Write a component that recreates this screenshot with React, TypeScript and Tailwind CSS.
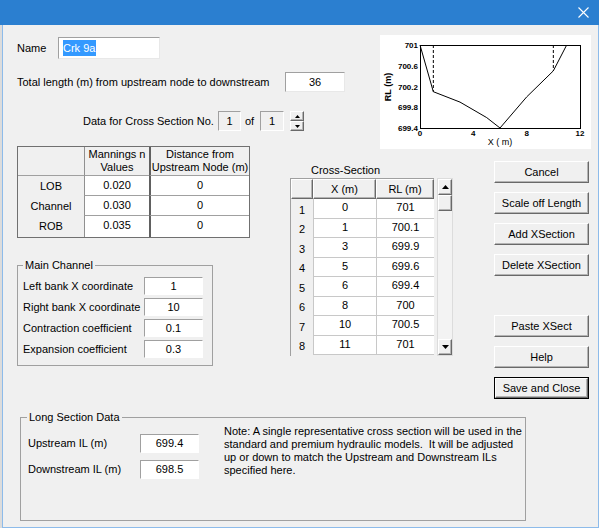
import React from 'react';

const sunken =
  'border border-t-[#a0a0a0] border-l-[#a0a0a0] border-r-[#e8e8e8] border-b-[#e8e8e8]';
const raised =
  'bg-[#f0f0f0] border border-t-white border-l-white border-r-[#696969] border-b-[#696969] shadow-[inset_-1px_-1px_0_#b4b4b4]';

const Btn = ({ label, isDefault = false }: { label: string; isDefault?: boolean }) => (
  <div className={`w-[95px] h-[22px] ${isDefault ? 'border border-black' : ''}`}>
    <div className={`w-full h-full flex items-center justify-center ${raised}`}>{label}</div>
  </div>
);

const Arrow = ({ up }: { up: boolean }) => (
  <svg width="7" height="4" viewBox="0 0 7 4">
    <path d={up ? 'M0 4 L3.5 0 L7 4 Z' : 'M0 0 L3.5 4 L7 0 Z'} fill="#000" />
  </svg>
);

const Chart = () => {
  const px = (x: number) => 420 + (x * 160) / 12;
  const py = (v: number) => 45 + ((701 - v) * 83) / 1.6;
  const pts: [number, number][] = [
    [0, 701], [1, 700.1], [3, 699.9], [5, 699.6], [6, 699.4], [8, 700], [10, 700.5], [11, 701],
  ];
  const d = pts.map(([x, v], i) => `${i ? 'L' : 'M'}${px(x).toFixed(1)} ${py(v).toFixed(1)}`).join(' ');
  const yTicks = ['701', '700.6', '700.2', '699.8', '699.4'];
  const xTicks = [0, 4, 8, 12];
  return (
    <svg width="211" height="114" viewBox="380 35 211 114" className="bg-white block">
      <rect x="420.5" y="45.5" width="160" height="83" fill="none" stroke="#000" />
      <path d={d} fill="none" stroke="#000" strokeWidth="1" />
      <line x1={px(1)} y1="45" x2={px(1)} y2={py(700.1)} stroke="#000" strokeDasharray="3 2" />
      <line x1={px(10)} y1="45" x2={px(10)} y2={py(700.5)} stroke="#000" strokeDasharray="3 2" />
      {yTicks.map((t, i) => (
        <text key={t} x="418" y={48 + i * 20.75} textAnchor="end" fontSize="8" fontWeight="bold" fontFamily="Liberation Sans, Arial, sans-serif" fill="#000">
          {t}
        </text>
      ))}
      {xTicks.map((t) => (
        <text key={t} x={px(t)} y="136" textAnchor="middle" fontSize="8" fontWeight="bold" fontFamily="Liberation Sans, Arial, sans-serif" fill="#000">
          {t}
        </text>
      ))}
      <text x="500" y="145" textAnchor="middle" fontSize="9" fontFamily="Liberation Sans, Arial, sans-serif" fill="#000">
        X ( m)
      </text>
      <text x="0" y="0" transform="translate(391 87) rotate(-90)" textAnchor="middle" fontSize="9" fontWeight="bold" fontFamily="Liberation Sans, Arial, sans-serif" fill="#000">
        RL (m)
      </text>
    </svg>
  );
};

const xs = [
  ['1', '0', '701'],
  ['2', '1', '700.1'],
  ['3', '3', '699.9'],
  ['4', '5', '699.6'],
  ['5', '6', '699.4'],
  ['6', '8', '700'],
  ['7', '10', '700.5'],
  ['8', '11', '701'],
];

export default function App() {
  return (
    <div className="w-[602px] h-[531px] bg-white overflow-hidden flex flex-col font-['Liberation_Sans',Arial,sans-serif] text-[11px] text-black leading-[13px]">
      {/* title bar */}
      <div className="h-[25px] w-[599px] bg-[#2b7fd0] flex items-center justify-end pr-[10px]">
        <svg width="11" height="11" viewBox="0 0 11 11">
          <path d="M0.5 0.5 L10.5 10.5 M10.5 0.5 L0.5 10.5" stroke="#fff" strokeWidth="1.1" />
        </svg>
      </div>

      <div className="flex h-[503px]">
        <div className="w-[2px] bg-[#dcdcdc]" />
        <div className="w-[597px] h-full bg-[#f0f0f0] border-l border-r border-b border-[#8dbbea] flex flex-col">
          {/* top row */}
          <div className="h-[121px] flex">
            <div className="pl-[14px] flex flex-col">
              <div className="mt-[12px] h-[22px] flex items-center">
                <span className="w-[41px]">Name</span>
                <div className={`w-[102px] h-[22px] bg-white ${sunken} border-r-[#d0d0d0] border-b-[#d0d0d0] flex items-center pl-[4px]`}>
                  <span className="bg-[#3399ff] text-white h-[16px] leading-[16px] pr-[1px]">Crk 9a</span>
                </div>
              </div>
              <div className="mt-[13px] h-[20px] flex items-center">
                <span className="w-[268px]">Total length (m) from upstream node to downstream</span>
                <div className={`w-[60px] h-[20px] bg-white ${sunken} flex items-center justify-center`}>36</div>
              </div>
              <div className="mt-[19px] h-[20px] flex items-center pl-[66px]">
                <span className="w-[135px]">Data for Cross Section No.</span>
                <div className={`w-[23px] h-[20px] ${sunken} border-r-white border-b-white flex items-center justify-center`}>1</div>
                <span className="w-[19px] pl-[4px]">of</span>
                <div className={`w-[24px] h-[20px] ${sunken} border-r-white border-b-white flex items-center justify-center`}>1</div>
                <div className="ml-[6px] w-[14px] h-[20px] flex flex-col">
                  <div className={`h-[10px] flex items-center justify-center ${raised}`}>
                    <svg width="5" height="3" viewBox="0 0 5 3"><path d="M0 3 L2.5 0 L5 3 Z" fill="#000" /></svg>
                  </div>
                  <div className={`h-[10px] flex items-center justify-center ${raised}`}>
                    <svg width="5" height="3" viewBox="0 0 5 3"><path d="M0 0 L2.5 3 L5 0 Z" fill="#000" /></svg>
                  </div>
                </div>
              </div>
            </div>
            <div className="ml-auto mr-[7px] mt-[10px] h-[114px]">
              <Chart />
            </div>
          </div>

          {/* middle row */}
          <div className="h-[271px] flex">
            {/* left column */}
            <div className="pl-[14px] flex flex-col">
              <div className="w-[233px] h-[92px] border border-[#707070] grid grid-cols-[66px_65px_100px] grid-rows-[29px_20px_20px_21px]">
                <div className="bg-[#f0f0f0] border-b border-[#a0a0a0]" />
                <div className="border-l border-b border-[#909090] border-b-[#a0a0a0] flex flex-col items-center justify-center text-center">
                  <span>Mannings n</span>
                  <span>Values</span>
                </div>
                <div className="border-l-2 border-b border-[#606060] border-b-[#a0a0a0] flex flex-col items-center justify-center text-center">
                  <span>Distance from</span>
                  <span>Upstream Node (m)</span>
                </div>
                {[
                  ['LOB', '0.020'],
                  ['Channel', '0.030'],
                  ['ROB', '0.035'],
                ].map(([lab, n], i) => (
                  <React.Fragment key={lab}>
                    <div className="flex items-center justify-center">{lab}</div>
                    <div className={`bg-white border-l border-[#909090] flex items-start justify-center pt-[3px] ${i < 2 ? 'border-b border-b-[#a0a0a0]' : ''}`}>{n}</div>
                    <div className={`bg-white border-l-2 border-[#606060] flex items-start justify-center pt-[3px] ${i < 2 ? 'border-b border-b-[#a0a0a0]' : ''}`}>0</div>
                  </React.Fragment>
                ))}
              </div>

              <div className="relative mt-[27px] w-[196px] h-[101px] border border-[#a0a0a0] pt-[11px] pl-[5px] flex flex-col gap-[3px]">
                <span className="absolute -top-[7px] left-[5px] px-[2px] bg-[#f0f0f0]">Main Channel</span>
                {[
                  ['Left bank X coordinate', '1'],
                  ['Right bank X coordinate', '10'],
                  ['Contraction coefficient', '0.1'],
                  ['Expansion coefficient', '0.3'],
                ].map(([lab, v]) => (
                  <div key={lab} className="h-[18px] flex items-center">
                    <span className="w-[121px]">{lab}</span>
                    <div className={`w-[59px] h-[18px] bg-white ${sunken} border-r-white border-b-white flex items-center justify-center`}>{v}</div>
                  </div>
                ))}
              </div>
            </div>

            {/* cross-section column */}
            <div className="ml-[40px] flex flex-col">
              <span className="mt-[18px] h-[14px] pl-[21px]">Cross-Section</span>
              <div className="flex">
                <div className="w-[144px] h-[178px] border-t border-l border-[#a0a0a0] flex flex-col">
                  <div className="h-[20px] flex">
                    <div className={`w-[22px] ${raised}`} />
                    <div className={`w-[63px] flex items-center justify-center ${raised}`}>X (m)</div>
                    <div className={`w-[58px] flex items-center justify-center ${raised}`}>RL (m)</div>
                  </div>
                  {xs.map(([no, x, rl], i) => (
                    <div key={no} className={`flex ${i % 2 ? 'h-[19px]' : 'h-[20px]'}`}>
                      <div className="w-[22px] flex items-center justify-center pt-[2px]">{no}</div>
                      <div className="w-[63px] bg-white border-l border-b border-[#c8c8c8] flex items-start justify-center pt-[2px]">{x}</div>
                      <div className="w-[58px] bg-white border-l border-b border-[#c8c8c8] flex items-start justify-center pt-[2px]">{rl}</div>
                    </div>
                  ))}
                </div>
                <div className="ml-[3px] w-[16px] h-[178px] flex flex-col bg-[#f3f3f3] border border-[#dcdcdc]">
                  <div className={`h-[16px] flex items-center justify-center ${raised}`}>
                    <Arrow up />
                  </div>
                  <div className={`h-[16px] ${raised}`} />
                  <div className="flex-1" />
                  <div className={`h-[16px] flex items-center justify-center ${raised}`}>
                    <Arrow up={false} />
                  </div>
                </div>
              </div>
            </div>

            {/* buttons */}
            <div className="ml-[41px] mt-[15px] flex flex-col gap-[9px]">
              <Btn label="Cancel" />
              <Btn label="Scale off Length" />
              <Btn label="Add XSection" />
              <Btn label="Delete XSection" />
              <div className="h-[21px]" />
              <Btn label="Paste XSect" />
              <Btn label="Help" />
              <Btn label="Save and Close" isDefault />
            </div>
          </div>

          {/* long section */}
          <div className="relative ml-[17px] w-[506px] h-[104px] border border-[#a0a0a0] flex pl-[7px]">
            <span className="absolute -top-[7px] left-[6px] px-[2px] bg-[#f0f0f0]">Long Section Data</span>
            <div className="pt-[16px] flex flex-col gap-[7px]">
              <div className="h-[19px] flex items-center">
                <span className="w-[112px]">Upstream IL (m)</span>
                <div className={`w-[59px] h-[19px] bg-white ${sunken} border-r-white border-b-white flex items-center justify-center`}>699.4</div>
              </div>
              <div className="h-[19px] flex items-center">
                <span className="w-[112px]">Downstream IL (m)</span>
                <div className={`w-[59px] h-[19px] bg-white ${sunken} border-r-white border-b-white flex items-center justify-center`}>698.5</div>
              </div>
            </div>
            <p className="ml-[25px] pt-[7px] whitespace-pre leading-[13px]">
              {'Note: A single representative cross section will be used in the\nstandard and premium hydraulic models.  It will be adjusted\nup or down to match the Upstream and Downstream ILs\nspecified here.'}
            </p>
          </div>
        </div>
      </div>
    </div>
  );
}
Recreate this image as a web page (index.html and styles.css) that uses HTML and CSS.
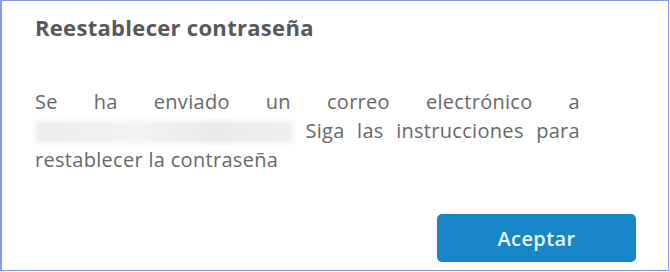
FILE: index.html
```html
<!DOCTYPE html>
<html lang="es">

    <head>
        <meta charset="UTF-8">
        <meta name="viewport" content="width=device-width, initial-scale=1.0">
        <title>Reestablecer contraseña</title>
        <link rel="stylesheet" href="styles.css">
    </head>

    <body>
        <div class="dialog">
            <h2 class="title">Reestablecer contraseña</h2>
            <p class="message">
                Se ha enviado un correo electrónico a
                <span class="hidden-mail"></span>
                Siga las instrucciones para restablecer la contraseña
            </p>
            <div class="actions">
                <button class="btn">Aceptar</button>
            </div>
        </div>
    </body>

</html>
```

FILE: styles.css
```css
* {
    margin: 0;
    padding: 0;
    box-sizing: border-box;
}

body {
    background: #fff;
    font-family: "Open Sans", "Noto Sans", sans-serif;
}

.dialog {
    width: 669px;
    height: 271px;
    border: 1px solid #859af6;
    border-left-width: 2px;
    padding: 11px 32px 0 33px;
    display: flex;
    flex-direction: column;
}

.title {
    font-size: 22px;
    font-weight: 700;
    letter-spacing: 0.3px;
    color: #585858;
    line-height: 30px;
}

.message {
    margin-top: 45px;
    width: 545px;
    font-size: 20px;
    letter-spacing: 0.3px;
    line-height: 29px;
    color: #686868;
    text-align: justify;
}

.hidden-mail {
    display: inline-block;
    width: 258px;
    height: 22px;
    vertical-align: -5px;
    background: linear-gradient(90deg, #ececec, #f2f2f2 40%, #e9e9e9 70%, #efefef);
    filter: blur(2px);
}

.actions {
    margin-top: auto;
    margin-bottom: 8px;
    display: flex;
    justify-content: flex-end;
}

.btn {
    width: 199px;
    height: 48px;
    border: none;
    border-radius: 5px;
    background: #1786c8;
    color: #eaf4fb;
    font-family: inherit;
    font-size: 20px;
    font-weight: 600;
    letter-spacing: 0.4px;
}
```
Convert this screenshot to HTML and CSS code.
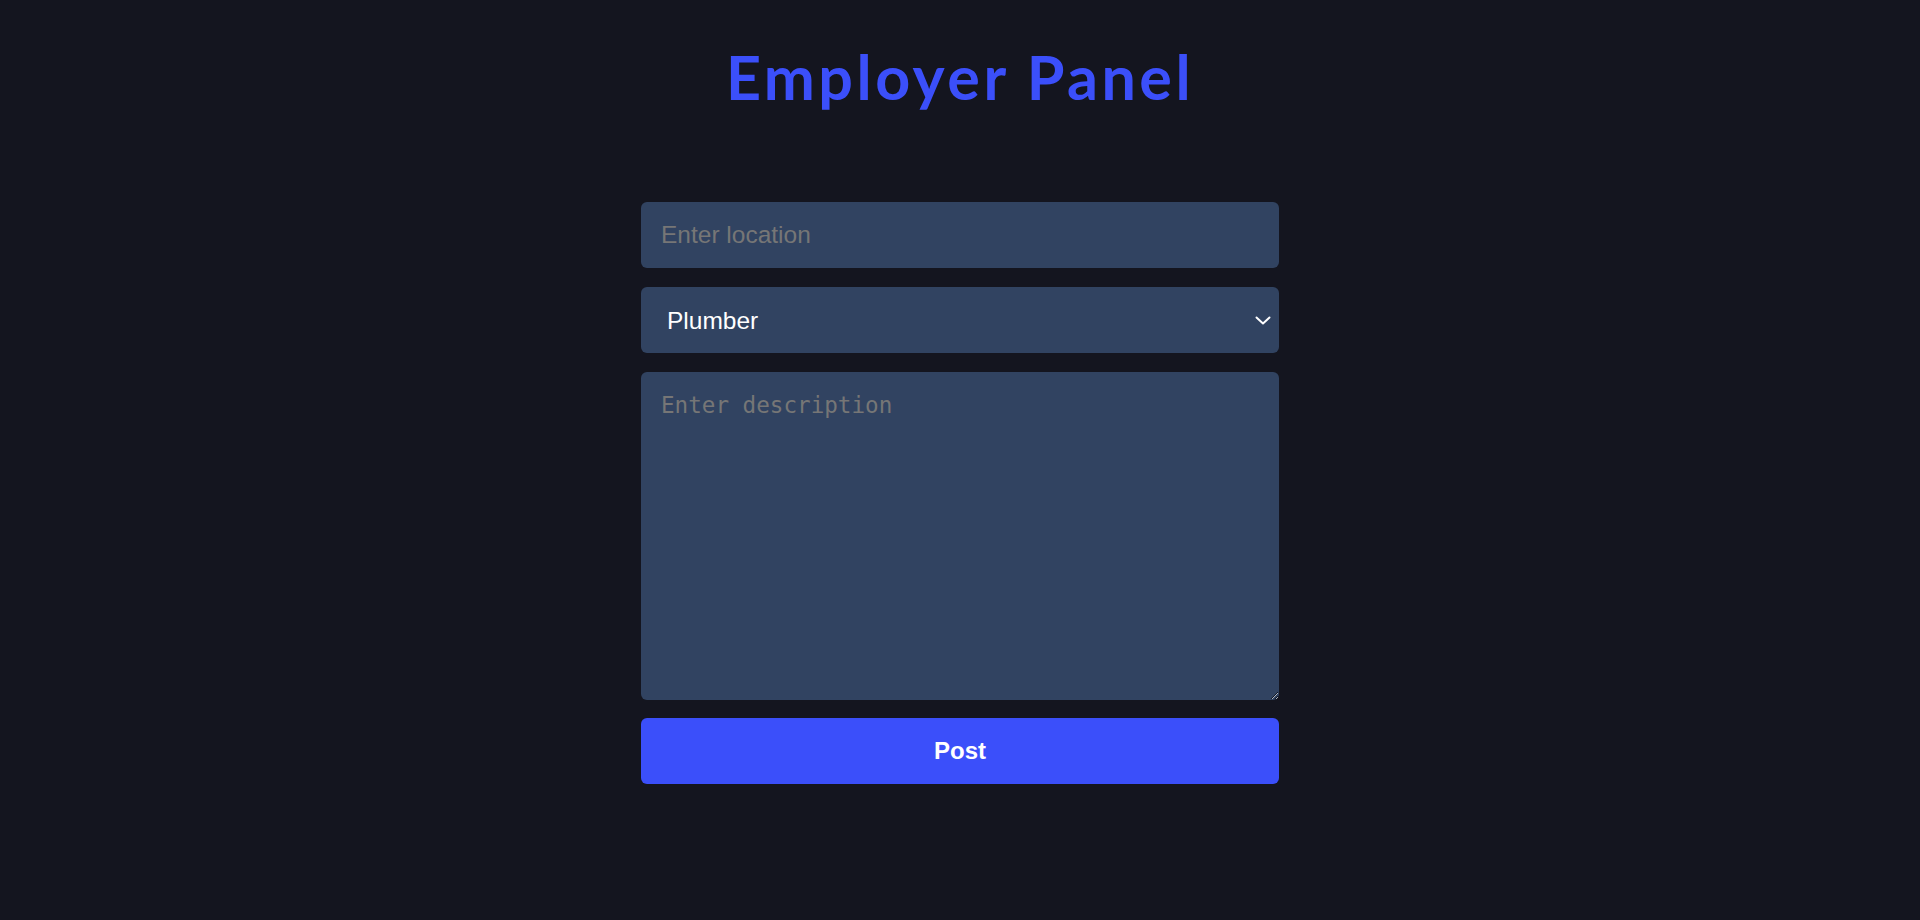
FILE: index.html
```html
<!DOCTYPE html>
<html lang="en">
<head>
  <meta charset="UTF-8" />
  <meta name="viewport" content="width=device-width, initial-scale=1" />
  <title>Employer Panel</title>
  <link rel="stylesheet" href="styles.css">
</head>
<body>
  <h1 class="titulo">Employer Panel</h1>

  <form class="painel" onsubmit="return false">
    <input type="text" id="local" placeholder="Enter location" />

    <div class="select-wrap">
      <select id="servico">
        <option value="plumber">Plumber</option>
        <option value="electrician">Electrician</option>
        <option value="carpenter">Carpenter</option>
        <option value="painter">Painter</option>
      </select>
      <svg class="seta" width="16" height="9" viewBox="0 0 16 9" aria-hidden="true">
        <path d="M1.5 1.5 L8 7.5 L14.5 1.5" fill="none" stroke="#fff" stroke-width="2" stroke-linecap="round" stroke-linejoin="round" />
      </svg>
    </div>

    <textarea id="descricao" placeholder="Enter description"></textarea>

    <button type="submit">Post</button>
  </form>
</body>
</html>
```

FILE: styles.css
```css
body {
  margin: 0;
  background: #14151f;
  font-family: "Liberation Sans", Arial, sans-serif;
  color: #fff;
}

.titulo {
  margin: 41px 0 0;
  text-align: center;
  font-family: Lato, "Open Sans", sans-serif;
  font-size: 61px;
  line-height: 72px;
  font-weight: 700;
  letter-spacing: 3.5px;
  color: #3b4ffa;
}

.painel {
  width: 638px;
  margin: 89px auto 0;
  display: flex;
  flex-direction: column;
  gap: 19px;
}

input,
select,
textarea {
  width: 100%;
  box-sizing: border-box;
  border: none;
  border-radius: 6px;
  background: #314361;
  color: #fff;
  outline: none;
}

input {
  height: 66px;
  padding: 0 20px;
  font-family: "Liberation Sans", Arial, sans-serif;
  font-size: 24.5px;
}

input::placeholder {
  color: #767676;
}

.select-wrap {
  position: relative;
}

select {
  display: block;
  height: 66px;
  padding: 0 26px;
  font-family: "Liberation Sans", Arial, sans-serif;
  font-size: 24.5px;
  appearance: none;
  -webkit-appearance: none;
}

.seta {
  position: absolute;
  right: 8px;
  top: 29px;
  pointer-events: none;
}

textarea {
  display: block;
  height: 328px;
  padding: 20px;
  font-family: "DejaVu Sans Mono", "Liberation Mono", monospace;
  font-size: 22.6px;
}

textarea::placeholder {
  color: #767676;
}

button {
  height: 66px;
  margin-top: -1px;
  border: none;
  border-radius: 6px;
  background: #3b4ffa;
  color: #fff;
  font-family: "Liberation Sans", Arial, sans-serif;
  font-size: 24px;
  font-weight: 700;
  cursor: pointer;
}
```
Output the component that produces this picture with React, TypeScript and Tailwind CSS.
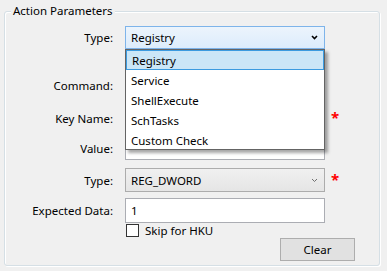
import React from 'react';

const font = { fontFamily: '"Noto Sans", "Open Sans", sans-serif' };

function Chevron({ color, width }: { color: string; width: number }) {
  return (
    <svg width="7" height="5" viewBox="0 0 7 5" className="shrink-0">
      <path d="M1 1 L3.5 3.5 L6 1" fill="none" stroke={color} strokeWidth={width} />
    </svg>
  );
}

function Row({
  label,
  className,
  children,
  required
}: {
  label: string;
  className?: string;
  children?: React.ReactNode;
  required?: boolean;
}) {
  return (
    <div className={`flex items-center ${className ?? ''}`}>
      <div className="w-[109px] text-right pr-[1px] pt-[1px] shrink-0">{label}</div>
      <div className="ml-[11px] w-[200px] h-full shrink-0 relative">{children}</div>
      {required && <span className="ml-[6px] text-[#ff0000] text-[15px] font-bold leading-none -mt-[2px]">*</span>}
    </div>
  );
}

const items = ['Registry', 'Service', 'ShellExecute', 'SchTasks', 'Custom Check'];

export default function App() {
  return (
    <div className="w-[387px] h-[271px] bg-[#f0f0f0] text-[11.5px] text-black overflow-hidden pl-[4px] pt-[11px]" style={font}>
      <div className="relative w-[376px] h-[255px] border border-[#d5dfe5] rounded-[3px] shadow-[inset_1px_1px_0_#ffffff,1px_1px_0_#ffffff]">
        <span className="absolute -top-[10px] left-[6px] px-[2px] bg-[#f0f0f0] leading-[18px]">Action Parameters</span>

        <Row label="Type:" className="mt-[14px] h-[23px] relative z-10">
          <div className="h-full border border-[#7eb4ea] bg-gradient-to-b from-[#ecf4fc] to-[#dcecfc] flex items-center justify-between pl-[5px] pr-[6px]">
            <span className="pt-[1px]">Registry</span>
            <Chevron color="#000" width={1.6} />
          </div>
          <div className="absolute top-full left-0 w-[200px] h-[101px] bg-white border border-[#646464] shadow-[3px_3px_3px_rgba(0,0,0,0.35)]">
            {items.map((it, i) => (
              <div
                key={it}
                className={`h-[20px] flex items-center pl-[5px] pt-[2px] ${i === 0 ? 'bg-[#cbe6f7] border border-[#3c9be0] pl-[4px]' : ''}`}
              >
                {it}
              </div>
            ))}
          </div>
        </Row>

        <Row label="Command:" className="mt-[25px] h-[23px]">
          <div className="h-full border border-[#abadb3] bg-white" />
        </Row>

        <Row label="Key Name:" className="mt-[10px] h-[23px]" required>
          <div className="h-full border border-[#abadb3] bg-white" />
        </Row>

        <Row label="Value:" className="mt-[7px] h-[23px]">
          <div className="h-full border border-[#abadb3] bg-white" />
        </Row>

        <Row label="Type:" className="mt-[8px] h-[24px]" required>
          <div className="h-full border border-[#acacac] bg-gradient-to-b from-[#f0f0f0] to-[#e5e5e5] flex items-center justify-between pl-[5px] pr-[6px]">
            <span className="pt-[1px]">REG_DWORD</span>
            <Chevron color="#707070" width={1} />
          </div>
        </Row>

        <Row label="Expected Data:" className="mt-[6px] h-[25px]">
          <div className="h-full border border-[#abadb3] bg-white flex items-center pl-[5px] pt-[1px]">1</div>
        </Row>

        <div className="flex items-center h-[15px] pl-[121px]">
          <div className="w-[13px] h-[13px] border border-[#333333] bg-white" />
          <span className="ml-[6px]">Skip for HKU</span>
        </div>

        <div className="pl-[275px]">
          <button className="w-[75px] h-[23px] bg-[#e1e1e1] border border-[#adadad] flex items-center justify-center pt-[1px]">
            Clear
          </button>
        </div>
      </div>
    </div>
  );
}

┄┄┄┄┄┄

EXERCISE REQUIREMENTS
Only a number is wanted: how many lines contain the word "that"?

ANSWER TO THIS TASK
3